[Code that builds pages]
● ● ● ●

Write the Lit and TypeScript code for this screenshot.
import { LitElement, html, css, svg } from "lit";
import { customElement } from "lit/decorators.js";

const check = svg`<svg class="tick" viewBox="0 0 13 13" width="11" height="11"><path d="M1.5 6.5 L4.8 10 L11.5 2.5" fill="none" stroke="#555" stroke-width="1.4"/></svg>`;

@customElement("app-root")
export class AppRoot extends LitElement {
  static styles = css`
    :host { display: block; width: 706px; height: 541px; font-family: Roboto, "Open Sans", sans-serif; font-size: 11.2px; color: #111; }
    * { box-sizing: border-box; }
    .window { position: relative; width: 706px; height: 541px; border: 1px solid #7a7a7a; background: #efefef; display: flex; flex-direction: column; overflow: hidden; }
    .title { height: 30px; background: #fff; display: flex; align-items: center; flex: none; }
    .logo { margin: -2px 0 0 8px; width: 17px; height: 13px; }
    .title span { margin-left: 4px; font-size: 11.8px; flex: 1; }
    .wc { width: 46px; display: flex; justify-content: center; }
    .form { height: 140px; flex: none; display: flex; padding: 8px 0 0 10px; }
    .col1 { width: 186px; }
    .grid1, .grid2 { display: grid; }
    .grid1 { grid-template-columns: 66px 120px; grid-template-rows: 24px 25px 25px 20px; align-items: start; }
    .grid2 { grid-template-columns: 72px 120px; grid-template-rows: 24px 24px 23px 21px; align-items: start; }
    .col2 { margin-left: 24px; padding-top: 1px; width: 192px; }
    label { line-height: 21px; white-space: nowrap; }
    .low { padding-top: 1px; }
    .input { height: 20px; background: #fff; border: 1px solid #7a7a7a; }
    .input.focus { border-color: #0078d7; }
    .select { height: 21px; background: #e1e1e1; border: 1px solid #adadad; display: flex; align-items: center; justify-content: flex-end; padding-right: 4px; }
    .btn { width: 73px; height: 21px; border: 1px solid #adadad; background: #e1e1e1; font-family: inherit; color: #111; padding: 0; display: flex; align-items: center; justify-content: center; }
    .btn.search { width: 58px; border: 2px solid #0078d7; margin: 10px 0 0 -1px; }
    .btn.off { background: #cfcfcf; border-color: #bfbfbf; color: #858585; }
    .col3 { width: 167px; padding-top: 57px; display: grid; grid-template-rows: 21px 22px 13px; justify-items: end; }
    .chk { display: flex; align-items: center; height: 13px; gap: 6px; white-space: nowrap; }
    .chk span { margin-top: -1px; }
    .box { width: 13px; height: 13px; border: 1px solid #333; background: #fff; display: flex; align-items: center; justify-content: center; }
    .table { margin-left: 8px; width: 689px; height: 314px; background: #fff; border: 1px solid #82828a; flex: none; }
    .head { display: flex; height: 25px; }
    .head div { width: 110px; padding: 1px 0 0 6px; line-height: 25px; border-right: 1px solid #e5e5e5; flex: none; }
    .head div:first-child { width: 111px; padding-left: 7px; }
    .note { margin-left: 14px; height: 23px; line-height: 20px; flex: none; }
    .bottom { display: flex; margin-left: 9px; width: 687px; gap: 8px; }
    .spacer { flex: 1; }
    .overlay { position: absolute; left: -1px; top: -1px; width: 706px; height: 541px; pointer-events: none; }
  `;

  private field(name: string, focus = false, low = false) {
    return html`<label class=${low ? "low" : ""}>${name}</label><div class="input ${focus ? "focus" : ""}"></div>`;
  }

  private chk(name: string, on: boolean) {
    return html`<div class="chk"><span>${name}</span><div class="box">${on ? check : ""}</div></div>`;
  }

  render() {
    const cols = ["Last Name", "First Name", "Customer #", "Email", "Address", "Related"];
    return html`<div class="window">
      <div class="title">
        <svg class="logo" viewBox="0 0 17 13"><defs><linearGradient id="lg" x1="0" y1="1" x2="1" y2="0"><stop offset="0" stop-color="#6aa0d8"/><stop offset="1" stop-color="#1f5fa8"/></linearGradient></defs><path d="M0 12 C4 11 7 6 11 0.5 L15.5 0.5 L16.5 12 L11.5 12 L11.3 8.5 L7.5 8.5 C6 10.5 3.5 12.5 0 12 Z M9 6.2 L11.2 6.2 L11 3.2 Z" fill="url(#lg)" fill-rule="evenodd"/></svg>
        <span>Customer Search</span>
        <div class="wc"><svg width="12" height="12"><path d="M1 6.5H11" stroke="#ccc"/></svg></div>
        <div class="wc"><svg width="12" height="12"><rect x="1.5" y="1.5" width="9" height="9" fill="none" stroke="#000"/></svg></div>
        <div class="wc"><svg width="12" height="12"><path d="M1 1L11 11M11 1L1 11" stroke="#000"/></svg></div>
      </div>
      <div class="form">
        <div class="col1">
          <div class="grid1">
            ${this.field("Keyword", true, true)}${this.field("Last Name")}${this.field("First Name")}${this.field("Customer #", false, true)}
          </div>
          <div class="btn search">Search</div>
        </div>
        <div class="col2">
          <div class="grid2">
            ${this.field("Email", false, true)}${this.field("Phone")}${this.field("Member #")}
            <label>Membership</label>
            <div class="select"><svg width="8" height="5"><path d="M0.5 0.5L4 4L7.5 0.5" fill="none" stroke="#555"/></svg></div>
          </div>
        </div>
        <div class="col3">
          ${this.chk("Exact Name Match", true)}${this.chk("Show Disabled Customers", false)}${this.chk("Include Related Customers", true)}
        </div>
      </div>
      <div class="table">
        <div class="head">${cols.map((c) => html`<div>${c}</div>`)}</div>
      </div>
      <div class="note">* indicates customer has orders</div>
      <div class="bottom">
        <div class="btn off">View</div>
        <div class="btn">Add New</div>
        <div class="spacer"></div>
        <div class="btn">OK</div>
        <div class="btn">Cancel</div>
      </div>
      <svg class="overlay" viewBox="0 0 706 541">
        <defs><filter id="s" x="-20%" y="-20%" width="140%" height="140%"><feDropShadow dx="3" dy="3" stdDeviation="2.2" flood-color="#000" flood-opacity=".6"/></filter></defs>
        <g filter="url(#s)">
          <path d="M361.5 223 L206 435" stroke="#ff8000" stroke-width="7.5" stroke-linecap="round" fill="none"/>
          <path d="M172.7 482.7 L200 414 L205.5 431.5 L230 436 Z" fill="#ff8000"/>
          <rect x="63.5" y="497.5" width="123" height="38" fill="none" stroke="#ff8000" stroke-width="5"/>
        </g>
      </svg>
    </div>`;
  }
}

● ● ● ●

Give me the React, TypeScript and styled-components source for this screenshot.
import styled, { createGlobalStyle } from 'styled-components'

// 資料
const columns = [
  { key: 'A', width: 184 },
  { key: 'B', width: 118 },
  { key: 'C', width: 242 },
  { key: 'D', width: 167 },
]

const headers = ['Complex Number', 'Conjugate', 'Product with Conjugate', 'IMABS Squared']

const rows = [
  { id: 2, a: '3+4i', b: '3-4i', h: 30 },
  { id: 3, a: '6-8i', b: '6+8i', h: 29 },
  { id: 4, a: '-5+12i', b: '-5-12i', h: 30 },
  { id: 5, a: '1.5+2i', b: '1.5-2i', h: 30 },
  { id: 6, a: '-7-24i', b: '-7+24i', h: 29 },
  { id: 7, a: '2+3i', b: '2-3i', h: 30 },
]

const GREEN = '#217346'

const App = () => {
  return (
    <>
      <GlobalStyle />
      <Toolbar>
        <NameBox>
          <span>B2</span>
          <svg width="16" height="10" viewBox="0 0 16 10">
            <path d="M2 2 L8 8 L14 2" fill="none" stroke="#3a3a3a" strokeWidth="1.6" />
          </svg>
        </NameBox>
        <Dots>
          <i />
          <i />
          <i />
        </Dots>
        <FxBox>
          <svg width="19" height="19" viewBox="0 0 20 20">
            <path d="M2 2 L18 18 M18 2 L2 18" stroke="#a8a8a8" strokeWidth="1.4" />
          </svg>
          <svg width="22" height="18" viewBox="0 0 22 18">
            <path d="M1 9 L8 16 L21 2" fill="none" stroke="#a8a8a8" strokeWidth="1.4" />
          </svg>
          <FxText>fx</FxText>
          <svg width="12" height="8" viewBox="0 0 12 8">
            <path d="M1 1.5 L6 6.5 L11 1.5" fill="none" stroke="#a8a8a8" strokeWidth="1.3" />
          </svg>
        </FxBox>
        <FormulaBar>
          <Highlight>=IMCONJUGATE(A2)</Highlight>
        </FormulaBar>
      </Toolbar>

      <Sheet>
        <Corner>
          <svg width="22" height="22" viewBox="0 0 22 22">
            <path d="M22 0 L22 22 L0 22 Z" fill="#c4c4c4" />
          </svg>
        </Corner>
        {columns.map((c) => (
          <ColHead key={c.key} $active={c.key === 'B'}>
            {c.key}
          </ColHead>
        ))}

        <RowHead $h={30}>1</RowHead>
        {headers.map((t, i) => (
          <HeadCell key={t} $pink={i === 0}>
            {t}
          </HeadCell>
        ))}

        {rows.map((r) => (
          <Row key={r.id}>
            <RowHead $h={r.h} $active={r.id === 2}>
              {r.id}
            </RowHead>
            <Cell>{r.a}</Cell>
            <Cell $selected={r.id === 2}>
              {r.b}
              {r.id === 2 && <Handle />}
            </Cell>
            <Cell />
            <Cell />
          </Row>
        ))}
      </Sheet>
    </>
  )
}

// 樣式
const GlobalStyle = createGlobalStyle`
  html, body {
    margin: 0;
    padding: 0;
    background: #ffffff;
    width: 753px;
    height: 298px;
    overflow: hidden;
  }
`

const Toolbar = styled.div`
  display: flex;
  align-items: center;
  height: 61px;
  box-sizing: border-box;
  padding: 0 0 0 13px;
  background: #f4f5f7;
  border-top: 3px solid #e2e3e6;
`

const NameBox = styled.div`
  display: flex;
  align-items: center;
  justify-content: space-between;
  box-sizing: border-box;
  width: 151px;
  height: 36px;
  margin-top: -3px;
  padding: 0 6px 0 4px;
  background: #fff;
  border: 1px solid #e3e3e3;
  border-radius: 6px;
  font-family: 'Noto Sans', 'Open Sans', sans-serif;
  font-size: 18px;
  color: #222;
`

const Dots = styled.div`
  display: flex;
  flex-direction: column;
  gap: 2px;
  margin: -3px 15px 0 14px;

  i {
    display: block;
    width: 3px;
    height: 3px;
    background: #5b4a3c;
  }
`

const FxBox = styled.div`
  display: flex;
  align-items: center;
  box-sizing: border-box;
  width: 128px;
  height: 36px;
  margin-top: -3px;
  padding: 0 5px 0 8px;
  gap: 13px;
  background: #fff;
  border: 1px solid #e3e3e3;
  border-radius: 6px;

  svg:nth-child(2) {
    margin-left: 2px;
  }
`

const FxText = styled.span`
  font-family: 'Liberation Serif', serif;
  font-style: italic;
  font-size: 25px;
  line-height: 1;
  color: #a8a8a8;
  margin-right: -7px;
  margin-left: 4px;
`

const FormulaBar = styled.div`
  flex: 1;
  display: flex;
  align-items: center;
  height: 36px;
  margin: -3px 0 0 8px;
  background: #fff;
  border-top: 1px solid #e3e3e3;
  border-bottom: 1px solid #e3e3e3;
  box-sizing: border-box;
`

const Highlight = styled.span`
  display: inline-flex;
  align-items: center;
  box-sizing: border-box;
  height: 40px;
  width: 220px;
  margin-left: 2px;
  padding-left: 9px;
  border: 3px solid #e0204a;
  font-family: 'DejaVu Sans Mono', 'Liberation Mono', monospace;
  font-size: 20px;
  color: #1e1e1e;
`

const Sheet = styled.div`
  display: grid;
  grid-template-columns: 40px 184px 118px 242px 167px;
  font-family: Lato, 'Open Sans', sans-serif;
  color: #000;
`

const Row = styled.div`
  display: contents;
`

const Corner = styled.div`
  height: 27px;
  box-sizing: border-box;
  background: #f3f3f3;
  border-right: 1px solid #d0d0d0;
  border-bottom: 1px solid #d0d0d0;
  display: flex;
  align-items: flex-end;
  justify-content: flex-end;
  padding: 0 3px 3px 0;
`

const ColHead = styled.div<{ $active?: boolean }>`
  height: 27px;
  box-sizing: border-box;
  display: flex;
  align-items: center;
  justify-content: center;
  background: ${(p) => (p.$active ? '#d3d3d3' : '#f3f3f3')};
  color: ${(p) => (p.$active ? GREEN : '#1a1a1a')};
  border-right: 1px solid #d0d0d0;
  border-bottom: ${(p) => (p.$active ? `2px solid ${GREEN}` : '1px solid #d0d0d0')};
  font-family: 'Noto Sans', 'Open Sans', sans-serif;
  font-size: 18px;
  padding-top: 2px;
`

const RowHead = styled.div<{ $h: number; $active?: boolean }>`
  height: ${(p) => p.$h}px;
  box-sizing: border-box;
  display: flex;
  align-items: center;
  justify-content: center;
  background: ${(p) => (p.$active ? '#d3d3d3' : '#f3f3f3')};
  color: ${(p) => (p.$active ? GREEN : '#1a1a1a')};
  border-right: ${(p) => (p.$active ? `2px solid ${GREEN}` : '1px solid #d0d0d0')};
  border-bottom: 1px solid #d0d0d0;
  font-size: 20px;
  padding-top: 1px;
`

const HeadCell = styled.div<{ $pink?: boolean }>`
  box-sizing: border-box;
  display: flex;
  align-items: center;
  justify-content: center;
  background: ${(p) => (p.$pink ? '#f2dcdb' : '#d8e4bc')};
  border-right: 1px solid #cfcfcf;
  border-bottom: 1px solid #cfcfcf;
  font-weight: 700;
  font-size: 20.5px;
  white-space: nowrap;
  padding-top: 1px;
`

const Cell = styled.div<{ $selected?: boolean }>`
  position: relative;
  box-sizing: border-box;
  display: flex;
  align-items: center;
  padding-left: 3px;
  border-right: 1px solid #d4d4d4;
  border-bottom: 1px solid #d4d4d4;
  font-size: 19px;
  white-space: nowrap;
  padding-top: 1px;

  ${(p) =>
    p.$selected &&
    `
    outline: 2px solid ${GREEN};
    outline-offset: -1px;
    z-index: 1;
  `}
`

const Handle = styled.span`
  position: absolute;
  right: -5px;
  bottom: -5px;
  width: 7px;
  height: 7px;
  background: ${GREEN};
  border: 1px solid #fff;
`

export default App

● ● ● ●

* **PROBLEM DESCRIPTION**: Exactly the lines from the line that has "Write the Lit" through the line that has "6.5 L4.8 10" are to be repeated, both included, with nothing added.

* **FULL SOLUTION**:
Write the Lit and TypeScript code for this screenshot.
import { LitElement, html, css, svg } from "lit";
import { customElement } from "lit/decorators.js";

const check = svg`<svg class="tick" viewBox="0 0 13 13" width="11" height="11"><path d="M1.5 6.5 L4.8 10 L11.5 2.5" fill="none" stroke="#555" stroke-width="1.4"/></svg>`;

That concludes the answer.